For the discerning surfer their boards must be just right, have all the right ingredients for confidence in their pursuit of waves. An attractive surfboard is an important thing.

D.R.








Sunday, October 05, 2008

My story post 34

One day this past week Blinky…. my former partner… was by the shop. He was dropping off some stuff he had cleaned out of his Julian St. shop. I was taping off a board when he walked in and said “did you ever think you’d be making surfboards when you were 60?”

Well… I’d have to answer “no”. Geez, 41 years ago when we started William Dennis I didn’t think about anything but surfing and making a surfboard that would be better than the one I was riding at the moment.

I suppose to my discredit as a business person not thinking about the future isn’t really very smart. But, as a surfer that made surfboards the only future was the next swell and how well your equipment was going to work. And, if it didn’t work or you figured out another way your board may work better then you were on the right track.

Funny though when you look back the big labels that were run with more business sense and tried to have some control of the surfboard market actually couldn’t control what was happening because of the speed of design changes and eventually left the market altogether.

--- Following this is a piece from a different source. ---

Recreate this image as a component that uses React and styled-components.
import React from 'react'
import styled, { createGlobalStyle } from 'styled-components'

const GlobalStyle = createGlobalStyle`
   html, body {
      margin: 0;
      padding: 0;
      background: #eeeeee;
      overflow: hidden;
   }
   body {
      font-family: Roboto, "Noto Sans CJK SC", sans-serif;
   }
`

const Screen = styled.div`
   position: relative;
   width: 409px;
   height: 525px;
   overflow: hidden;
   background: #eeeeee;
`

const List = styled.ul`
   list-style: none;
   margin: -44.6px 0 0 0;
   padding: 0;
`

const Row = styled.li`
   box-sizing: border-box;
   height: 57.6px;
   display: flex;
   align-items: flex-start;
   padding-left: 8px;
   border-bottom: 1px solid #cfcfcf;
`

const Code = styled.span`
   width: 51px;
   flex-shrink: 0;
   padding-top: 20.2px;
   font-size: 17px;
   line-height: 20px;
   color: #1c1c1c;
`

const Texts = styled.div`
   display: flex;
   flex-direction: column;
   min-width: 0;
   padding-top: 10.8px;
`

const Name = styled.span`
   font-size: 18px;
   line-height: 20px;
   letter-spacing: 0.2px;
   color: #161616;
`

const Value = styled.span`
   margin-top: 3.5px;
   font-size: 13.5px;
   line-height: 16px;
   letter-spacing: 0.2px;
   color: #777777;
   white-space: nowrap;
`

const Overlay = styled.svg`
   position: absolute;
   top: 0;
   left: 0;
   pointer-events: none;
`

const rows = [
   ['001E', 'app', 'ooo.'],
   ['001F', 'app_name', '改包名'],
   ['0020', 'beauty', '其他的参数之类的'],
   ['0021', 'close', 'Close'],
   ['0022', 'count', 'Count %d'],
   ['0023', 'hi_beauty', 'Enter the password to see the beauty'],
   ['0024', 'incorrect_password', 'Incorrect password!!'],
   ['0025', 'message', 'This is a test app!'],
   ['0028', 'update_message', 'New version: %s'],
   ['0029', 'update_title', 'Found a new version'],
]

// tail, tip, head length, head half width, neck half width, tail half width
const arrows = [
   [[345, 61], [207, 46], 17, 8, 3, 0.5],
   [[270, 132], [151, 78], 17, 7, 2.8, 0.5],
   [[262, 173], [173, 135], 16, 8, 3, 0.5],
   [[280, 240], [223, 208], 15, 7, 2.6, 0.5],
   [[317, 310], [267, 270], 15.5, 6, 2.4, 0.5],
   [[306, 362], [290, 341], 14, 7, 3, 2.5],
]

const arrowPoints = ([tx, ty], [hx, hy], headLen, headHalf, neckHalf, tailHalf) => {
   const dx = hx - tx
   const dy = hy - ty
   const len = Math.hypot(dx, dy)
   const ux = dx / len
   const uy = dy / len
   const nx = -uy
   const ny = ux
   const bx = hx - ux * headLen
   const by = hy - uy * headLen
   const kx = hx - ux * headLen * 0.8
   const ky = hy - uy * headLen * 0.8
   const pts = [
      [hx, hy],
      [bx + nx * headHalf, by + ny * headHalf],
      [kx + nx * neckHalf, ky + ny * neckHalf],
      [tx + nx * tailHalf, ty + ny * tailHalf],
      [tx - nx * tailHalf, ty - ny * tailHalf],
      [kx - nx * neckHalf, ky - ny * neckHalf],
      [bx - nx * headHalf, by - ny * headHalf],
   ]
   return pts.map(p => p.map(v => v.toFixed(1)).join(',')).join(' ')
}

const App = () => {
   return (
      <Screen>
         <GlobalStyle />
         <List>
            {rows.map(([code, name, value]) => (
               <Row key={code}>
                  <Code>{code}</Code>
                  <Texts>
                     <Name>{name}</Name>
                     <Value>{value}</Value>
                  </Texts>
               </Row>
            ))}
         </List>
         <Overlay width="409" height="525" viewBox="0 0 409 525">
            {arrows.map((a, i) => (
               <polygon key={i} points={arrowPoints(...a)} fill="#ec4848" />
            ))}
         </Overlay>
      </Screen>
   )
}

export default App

How do you really know what’s going to happen in the future. You can plan for it and hopefully things will turn out the way you’ve planned. But, when you’re not quite 19 years old, like I was when William Dennis was started, how could you think that what you are doing at that moment will be around 40 or 41 years later?

It’s really pretty amazing to me, all these years later still being comfortable and happy doing what I enjoy… making surfboards and surfing. I find what I do satisfying, it’s where my heart is. Playing in the ocean is a healthy activity as well as fun and continually challenging.

D.R.

Me and Blinky… William & Dennis 1986 C Street reunion

Sunday, September 28, 2008

My story post 33

I went to a take out restaurant here in Ventura with my son today that was one of the places that Blinky turned me onto for a good burrito when hungry after surfing. It got me to thinking…..

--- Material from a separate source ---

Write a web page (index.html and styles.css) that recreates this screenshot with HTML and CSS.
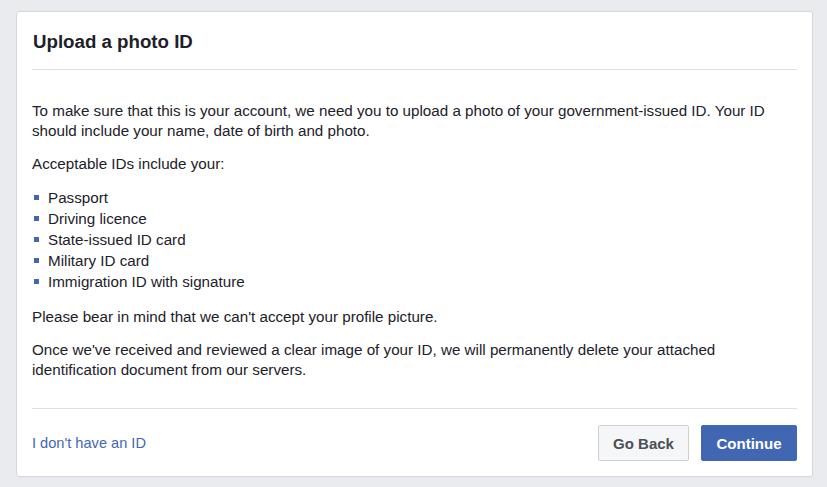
FILE: index.html
```html
<!DOCTYPE html>
<html>
<head>
<meta charset="utf-8">
<link rel="stylesheet" href="styles.css">
</head>
<body>
<div class="card">
  <div class="header"><h1 class="title">Upload a photo ID</h1></div>
  <div class="content">
    <p class="para">To make sure that this is your account, we need you to upload a photo of your government-issued ID. Your ID should include your name, date of birth and photo.</p>
    <p class="para">Acceptable IDs include your:</p>
    <ul class="list">
      <li class="item">Passport</li>
      <li class="item">Driving licence</li>
      <li class="item">State-issued ID card</li>
      <li class="item">Military ID card</li>
      <li class="item">Immigration ID with signature</li>
    </ul>
    <p class="para">Please bear in mind that we can't accept your profile picture.</p>
    <p class="para">Once we've received and reviewed a clear image of your ID, we will permanently delete your attached identification document from our servers.</p>
  </div>
  <div class="footer">
    <a class="link" href="#">I don't have an ID</a>
    <div class="buttons">
      <button class="btn btn-secondary">Go Back</button>
      <button class="btn btn-primary">Continue</button>
    </div>
  </div>
</div>
</body>
</html>
```
FILE: styles.css
```css
* { box-sizing: border-box; }
html, body { margin: 0; padding: 0; }
body {
  background: #e9ebee;
  font-family: "Liberation Sans", Arial, sans-serif;
  color: #1d2129;
  padding: 11px 14px 10px 16px;
}
.card {
  background: #fff;
  border: 1px solid #d3d6db;
  border-radius: 3px;
  width: 797px;
  height: 466px;
  padding: 0 15px;
  display: flex;
  flex-direction: column;
}
.header {
  padding: 17px 0 15px 1px;
  border-bottom: 1px solid #dddfe2;
}
.title {
  margin: 0;
  font-size: 18.7px;
  line-height: 25px;
  font-weight: bold;
  color: #1d2129;
}
.content {
  padding: 31px 0 0 0;
  font-size: 15.2px;
  line-height: 20px;
  flex: 1;
}
.para { margin: 0 0 13px; }
.list {
  list-style: none;
  margin: 0 0 15px;
  padding: 0;
}
.item {
  line-height: 21px;
  padding-left: 16px;
  position: relative;
}
.item::before {
  content: "";
  position: absolute;
  left: 2px;
  top: 8px;
  width: 5px;
  height: 5px;
  background: #4267b2;
}
.footer {
  border-top: 1px solid #dddfe2;
  padding: 16px 0 15px 0;
  display: flex;
  align-items: center;
  justify-content: space-between;
}
.link {
  font-size: 14.6px;
  color: #4267b2;
  text-decoration: none;
}
.buttons { display: flex; gap: 12px; }
.btn {
  font-family: "Liberation Sans", Arial, sans-serif;
  font-size: 15px;
  font-weight: bold;
  height: 36px;
  padding: 0 14px;
  border-radius: 2px;
  border: 1px solid;
}
.btn-secondary {
  background: #f5f6f7;
  border-color: #ccd0d5;
  color: #4b4f56;
  width: 91px;
}
.btn-primary {
  background: #4267b2;
  border-color: #4267b2;
  color: #fff;
  width: 96px;
}
```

There were a number of places we’d go to after work or surfing to fill our bellies back in the day. One of the spots was right down the street from the point, Fiesta. Fiesta was where almost every surfer would go to at some time or another. So close to the beach.

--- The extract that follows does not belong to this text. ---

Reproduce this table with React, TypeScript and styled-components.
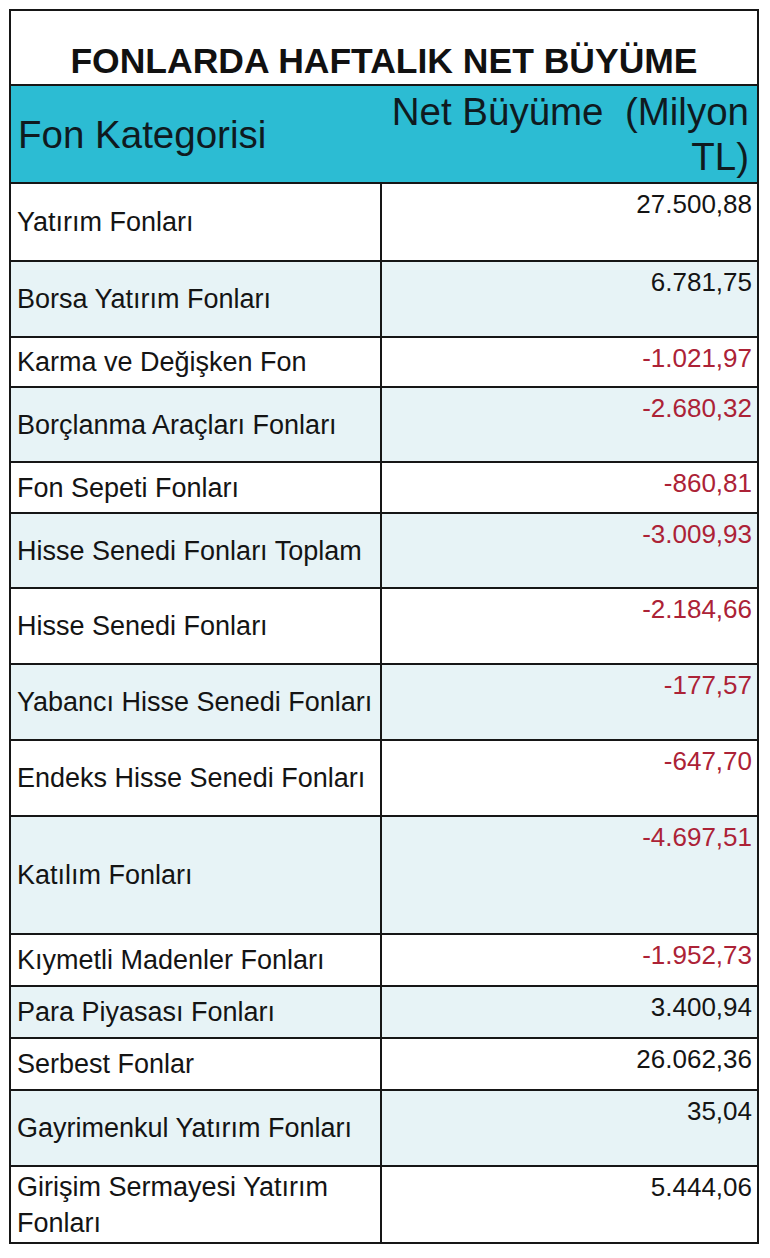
import React from 'react';
import styled, { createGlobalStyle } from 'styled-components';

interface FundRow {
  name: string;
  value: string;
  height: number;
  shaded: boolean;
}

const rows: FundRow[] = [
  { name: 'Yatırım Fonları', value: '27.500,88', height: 78, shaded: false },
  { name: 'Borsa Yatırım Fonları', value: '6.781,75', height: 76, shaded: true },
  { name: 'Karma ve Değişken Fon', value: '-1.021,97', height: 50, shaded: false },
  { name: 'Borçlanma Araçları Fonları', value: '-2.680,32', height: 75, shaded: true },
  { name: 'Fon Sepeti Fonları', value: '-860,81', height: 51, shaded: false },
  { name: 'Hisse Senedi Fonları Toplam', value: '-3.009,93', height: 75, shaded: true },
  { name: 'Hisse Senedi Fonları', value: '-2.184,66', height: 76, shaded: false },
  { name: 'Yabancı Hisse Senedi Fonları', value: '-177,57', height: 76, shaded: true },
  { name: 'Endeks Hisse Senedi Fonları', value: '-647,70', height: 76, shaded: false },
  { name: 'Katılım Fonları', value: '-4.697,51', height: 118, shaded: true },
  { name: 'Kıymetli Madenler Fonları', value: '-1.952,73', height: 52, shaded: false },
  { name: 'Para Piyasası Fonları', value: '3.400,94', height: 52, shaded: true },
  { name: 'Serbest Fonlar', value: '26.062,36', height: 52, shaded: false },
  { name: 'Gayrimenkul Yatırım Fonları', value: '35,04', height: 76, shaded: true },
  { name: 'Girişim Sermayesi Yatırım Fonları', value: '5.444,06', height: 75, shaded: false },
];

const GlobalStyle = createGlobalStyle`
  html, body {
    margin: 0;
    padding: 0;
    background: #fff;
  }
  body {
    font-family: "Liberation Sans", Arial, sans-serif;
    color: #151515;
  }
`

const Page = styled.div`
  padding: 9px 0 0 9px;
`

const Table = styled.div`
  width: 750px;
  box-sizing: border-box;
  border: 2px solid #161616;
  display: flex;
  flex-direction: column;
`

const TitleRow = styled.div`
  height: 75px;
  box-sizing: border-box;
  border-bottom: 2px solid #161616;
  display: flex;
  align-items: flex-end;
  justify-content: center;
  padding-bottom: 2px;
  font-size: 35.5px;
  font-weight: 700;
  color: #111;
`

const HeaderRow = styled.div`
  height: 98px;
  box-sizing: border-box;
  border-bottom: 2px solid #161616;
  background: #2cbcd3;
  display: grid;
  grid-template-columns: 371px 1fr;
  font-size: 38.5px;
  color: #0f1a1f;
`

const HeaderCell = styled.div<{ right?: boolean }>`
  display: flex;
  align-items: center;
  justify-content: ${(props) => (props.right ? 'flex-end' : 'flex-start')};
  text-align: ${(props) => (props.right ? 'right' : 'left')};
  padding: ${(props) => (props.right ? '0 8px 0 0' : '0 0 0 7px')};
  line-height: 45px;
  white-space: pre;
`

const Row = styled.div<{ shaded: boolean; last: boolean }>`
  box-sizing: border-box;
  display: grid;
  grid-template-columns: 371px 1fr;
  background: ${(props) => (props.shaded ? '#e7f3f6' : '#fff')};
  border-bottom: ${(props) => (props.last ? 'none' : '2px solid #161616')};
`

const NameCell = styled.div`
  border-right: 2px solid #161616;
  display: flex;
  align-items: center;
  padding-left: 6px;
  padding-right: 2px;
  font-size: 27px;
  line-height: 36px;
  color: #141414;
`

const ValueCell = styled.div<{ negative: boolean }>`
  text-align: right;
  padding: 5px 5px 0 0;
  font-size: 26px;
  line-height: 30px;
  color: ${(props) => (props.negative ? '#ac2236' : '#141414')};
`

const App: React.FC = () => {
  return (
    <Page>
      <GlobalStyle />
      <Table>
        <TitleRow>FONLARDA HAFTALIK NET BÜYÜME</TitleRow>
        <HeaderRow>
          <HeaderCell>Fon Kategorisi</HeaderCell>
          <HeaderCell right>{'Net Büyüme  (Milyon\nTL)'}</HeaderCell>
        </HeaderRow>
        {rows.map((row, i) => (
          <Row
            key={row.name}
            shaded={row.shaded}
            last={i === rows.length - 1}
            style={{ height: row.height }}
          >
            <NameCell>{row.name}</NameCell>
            <ValueCell negative={row.value.startsWith('-')}>{row.value}</ValueCell>
          </Row>
        ))}
      </Table>
    </Page>
  );
};

export default App;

Then there was Ted’s Sizziling Steaks out toward the college. This place was the after hours stop. Not really great but cheap and filling. Back then there were not any steaks houses like what’s out there now but, with the help of steak sauce the food did the job.

The little café at the west end of Main St. was a place for good hearty breakfasts. I remember the first time I went there around 1965. I was really hungry one morning and had very little money… actually not money, just some change. The change was enough for a bowl of oatmeal. For about 35 cents I got the best bowl of oatmeal I’ve ever had, to this day I still remember being so hungry and worried I’d go hungry for the rest of our surf trip but the loose change in my pocket and the little café made the day.

How ‘bout the Galley? They had a burger basket that was great! Only one block from MP, sometimes we’d go there for lunch during the work week. I remember Cooper running there for some grinds, sitting at the counter talking story and chowing down.

Now in downtown Ventura there are more places to eat than imaginable. A couple years ago my wife and I counted enough places to eat in the 4 blocks of down town that we could actually eat out everyday for a month and never eat at the same place twice. How nuts it that? But those places listed above? Except for Johnny’s where my son and I went to today are all gone. Fiesta is where Bad Ass Coffee is now. The little café was knocked down and the spot it was in is a parking lot. The Galley building is still there but the building is empty… no burger baskets there. Ted’s…. gone. Seems as time goes by all we end up with are memories.

D.R.
Looking up the beach from the pier back in the day didn’t look anything like this either.